## [WORK REQUIRED]
Select the lines of the records containing the word "styles" and list them.

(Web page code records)
▬▬▬▬▬▬▬▬▬▬

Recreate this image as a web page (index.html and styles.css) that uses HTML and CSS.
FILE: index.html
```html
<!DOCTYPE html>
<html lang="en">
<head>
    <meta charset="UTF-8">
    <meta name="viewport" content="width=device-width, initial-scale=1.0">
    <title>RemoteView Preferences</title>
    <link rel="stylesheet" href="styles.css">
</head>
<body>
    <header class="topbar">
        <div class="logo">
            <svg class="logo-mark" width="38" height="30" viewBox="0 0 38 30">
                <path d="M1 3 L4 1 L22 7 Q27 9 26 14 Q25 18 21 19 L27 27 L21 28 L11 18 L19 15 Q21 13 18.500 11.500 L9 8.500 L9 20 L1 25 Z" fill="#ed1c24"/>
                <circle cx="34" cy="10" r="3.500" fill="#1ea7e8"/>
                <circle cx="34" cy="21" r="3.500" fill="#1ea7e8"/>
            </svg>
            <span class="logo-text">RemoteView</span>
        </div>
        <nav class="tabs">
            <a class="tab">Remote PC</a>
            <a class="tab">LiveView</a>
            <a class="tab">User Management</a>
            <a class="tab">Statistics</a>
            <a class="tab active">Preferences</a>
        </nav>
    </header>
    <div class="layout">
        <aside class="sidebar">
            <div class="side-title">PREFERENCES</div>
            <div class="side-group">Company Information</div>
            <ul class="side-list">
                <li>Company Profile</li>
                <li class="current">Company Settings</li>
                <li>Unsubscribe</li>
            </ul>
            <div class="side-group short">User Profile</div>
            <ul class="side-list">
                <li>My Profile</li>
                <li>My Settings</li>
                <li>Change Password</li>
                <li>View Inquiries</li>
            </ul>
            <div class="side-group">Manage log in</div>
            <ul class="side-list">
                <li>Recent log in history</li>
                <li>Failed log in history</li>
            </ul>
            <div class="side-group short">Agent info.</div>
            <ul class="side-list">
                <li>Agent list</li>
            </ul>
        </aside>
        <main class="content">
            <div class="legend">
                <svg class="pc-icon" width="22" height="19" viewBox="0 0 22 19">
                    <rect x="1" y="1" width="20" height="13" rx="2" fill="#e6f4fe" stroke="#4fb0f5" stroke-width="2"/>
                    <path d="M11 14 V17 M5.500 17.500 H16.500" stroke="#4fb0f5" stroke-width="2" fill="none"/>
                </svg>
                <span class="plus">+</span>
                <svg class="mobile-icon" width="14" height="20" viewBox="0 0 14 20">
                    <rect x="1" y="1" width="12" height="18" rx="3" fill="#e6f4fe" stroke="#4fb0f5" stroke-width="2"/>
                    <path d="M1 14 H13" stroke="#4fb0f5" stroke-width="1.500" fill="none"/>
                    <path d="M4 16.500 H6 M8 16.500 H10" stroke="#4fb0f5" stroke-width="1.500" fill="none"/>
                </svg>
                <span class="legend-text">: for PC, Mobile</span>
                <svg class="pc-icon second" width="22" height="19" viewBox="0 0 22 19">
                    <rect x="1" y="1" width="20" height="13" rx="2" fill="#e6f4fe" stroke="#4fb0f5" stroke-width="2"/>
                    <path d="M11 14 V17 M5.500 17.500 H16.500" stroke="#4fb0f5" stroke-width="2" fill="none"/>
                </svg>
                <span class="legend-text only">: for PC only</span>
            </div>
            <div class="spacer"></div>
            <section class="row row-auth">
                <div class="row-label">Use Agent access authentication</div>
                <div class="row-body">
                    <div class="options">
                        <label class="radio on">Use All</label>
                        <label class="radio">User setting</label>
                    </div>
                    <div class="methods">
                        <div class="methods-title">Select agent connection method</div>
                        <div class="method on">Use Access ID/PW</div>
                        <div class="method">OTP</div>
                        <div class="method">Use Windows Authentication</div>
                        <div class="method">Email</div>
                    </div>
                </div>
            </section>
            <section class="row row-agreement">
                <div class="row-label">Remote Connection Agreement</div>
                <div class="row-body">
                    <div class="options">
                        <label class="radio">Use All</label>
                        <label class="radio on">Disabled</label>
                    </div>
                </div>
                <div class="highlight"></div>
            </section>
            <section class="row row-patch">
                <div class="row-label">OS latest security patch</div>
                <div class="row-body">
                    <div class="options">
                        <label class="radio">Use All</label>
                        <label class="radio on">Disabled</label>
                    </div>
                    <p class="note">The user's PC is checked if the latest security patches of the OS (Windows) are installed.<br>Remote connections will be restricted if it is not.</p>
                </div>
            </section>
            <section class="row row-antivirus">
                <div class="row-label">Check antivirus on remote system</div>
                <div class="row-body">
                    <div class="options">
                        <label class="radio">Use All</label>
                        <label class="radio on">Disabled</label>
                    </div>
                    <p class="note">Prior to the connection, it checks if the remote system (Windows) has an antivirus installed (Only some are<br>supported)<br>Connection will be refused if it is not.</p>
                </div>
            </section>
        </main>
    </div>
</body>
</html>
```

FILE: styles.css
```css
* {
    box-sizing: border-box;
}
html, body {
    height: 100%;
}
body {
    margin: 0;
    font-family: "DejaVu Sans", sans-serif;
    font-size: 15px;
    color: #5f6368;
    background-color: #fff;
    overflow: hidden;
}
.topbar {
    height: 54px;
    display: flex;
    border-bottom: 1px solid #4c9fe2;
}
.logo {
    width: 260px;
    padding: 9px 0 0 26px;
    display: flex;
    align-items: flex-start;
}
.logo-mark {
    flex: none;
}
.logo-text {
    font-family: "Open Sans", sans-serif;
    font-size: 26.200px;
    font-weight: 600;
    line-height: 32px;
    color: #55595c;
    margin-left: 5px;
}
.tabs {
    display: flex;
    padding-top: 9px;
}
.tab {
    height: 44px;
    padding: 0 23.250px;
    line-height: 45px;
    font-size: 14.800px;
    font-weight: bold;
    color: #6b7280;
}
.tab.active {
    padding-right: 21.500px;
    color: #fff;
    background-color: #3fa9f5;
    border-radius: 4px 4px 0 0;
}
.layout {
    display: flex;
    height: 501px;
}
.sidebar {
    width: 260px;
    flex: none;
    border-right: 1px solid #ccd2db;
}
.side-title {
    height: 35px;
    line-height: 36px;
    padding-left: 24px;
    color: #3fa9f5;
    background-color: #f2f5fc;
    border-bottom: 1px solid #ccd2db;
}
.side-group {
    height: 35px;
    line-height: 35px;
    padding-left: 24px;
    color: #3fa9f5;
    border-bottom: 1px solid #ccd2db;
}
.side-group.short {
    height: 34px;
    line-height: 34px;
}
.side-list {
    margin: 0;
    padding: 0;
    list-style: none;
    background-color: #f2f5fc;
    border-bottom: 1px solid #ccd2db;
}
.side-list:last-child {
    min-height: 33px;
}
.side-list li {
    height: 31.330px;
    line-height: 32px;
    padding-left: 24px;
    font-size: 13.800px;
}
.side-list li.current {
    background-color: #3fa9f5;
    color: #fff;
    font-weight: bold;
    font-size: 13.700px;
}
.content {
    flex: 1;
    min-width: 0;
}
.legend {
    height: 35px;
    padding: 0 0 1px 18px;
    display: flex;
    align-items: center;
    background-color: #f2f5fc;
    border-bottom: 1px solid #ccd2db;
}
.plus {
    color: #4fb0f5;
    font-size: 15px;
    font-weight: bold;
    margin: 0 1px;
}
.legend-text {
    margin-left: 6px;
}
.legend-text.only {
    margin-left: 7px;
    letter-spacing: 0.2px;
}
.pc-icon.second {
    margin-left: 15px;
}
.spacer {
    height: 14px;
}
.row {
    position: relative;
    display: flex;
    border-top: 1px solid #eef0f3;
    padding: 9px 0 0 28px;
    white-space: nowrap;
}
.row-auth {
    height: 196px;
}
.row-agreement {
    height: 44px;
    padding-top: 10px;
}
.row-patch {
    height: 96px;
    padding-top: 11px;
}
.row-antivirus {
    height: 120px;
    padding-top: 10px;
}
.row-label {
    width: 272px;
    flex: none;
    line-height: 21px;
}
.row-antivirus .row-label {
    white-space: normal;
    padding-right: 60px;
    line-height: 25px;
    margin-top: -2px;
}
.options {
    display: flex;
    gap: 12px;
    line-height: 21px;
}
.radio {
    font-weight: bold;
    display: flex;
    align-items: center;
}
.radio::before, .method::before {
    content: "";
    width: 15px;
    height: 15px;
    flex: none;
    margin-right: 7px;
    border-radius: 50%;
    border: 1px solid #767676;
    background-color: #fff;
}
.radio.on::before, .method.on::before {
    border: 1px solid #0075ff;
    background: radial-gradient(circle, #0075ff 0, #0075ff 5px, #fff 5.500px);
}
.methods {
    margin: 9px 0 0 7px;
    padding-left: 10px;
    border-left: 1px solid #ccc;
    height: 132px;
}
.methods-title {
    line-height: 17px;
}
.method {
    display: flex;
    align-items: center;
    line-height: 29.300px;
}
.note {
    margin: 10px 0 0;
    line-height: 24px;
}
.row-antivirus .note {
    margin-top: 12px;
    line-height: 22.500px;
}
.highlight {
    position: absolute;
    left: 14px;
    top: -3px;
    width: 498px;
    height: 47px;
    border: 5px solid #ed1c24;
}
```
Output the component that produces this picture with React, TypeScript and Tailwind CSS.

▬▬▬▬▬▬▬▬▬▬

## [SOLUTION TO THIS TASK]
Recreate this image as a web page (index.html and styles.css) that uses HTML and CSS.
    <link rel="stylesheet" href="styles.css">
FILE: styles.css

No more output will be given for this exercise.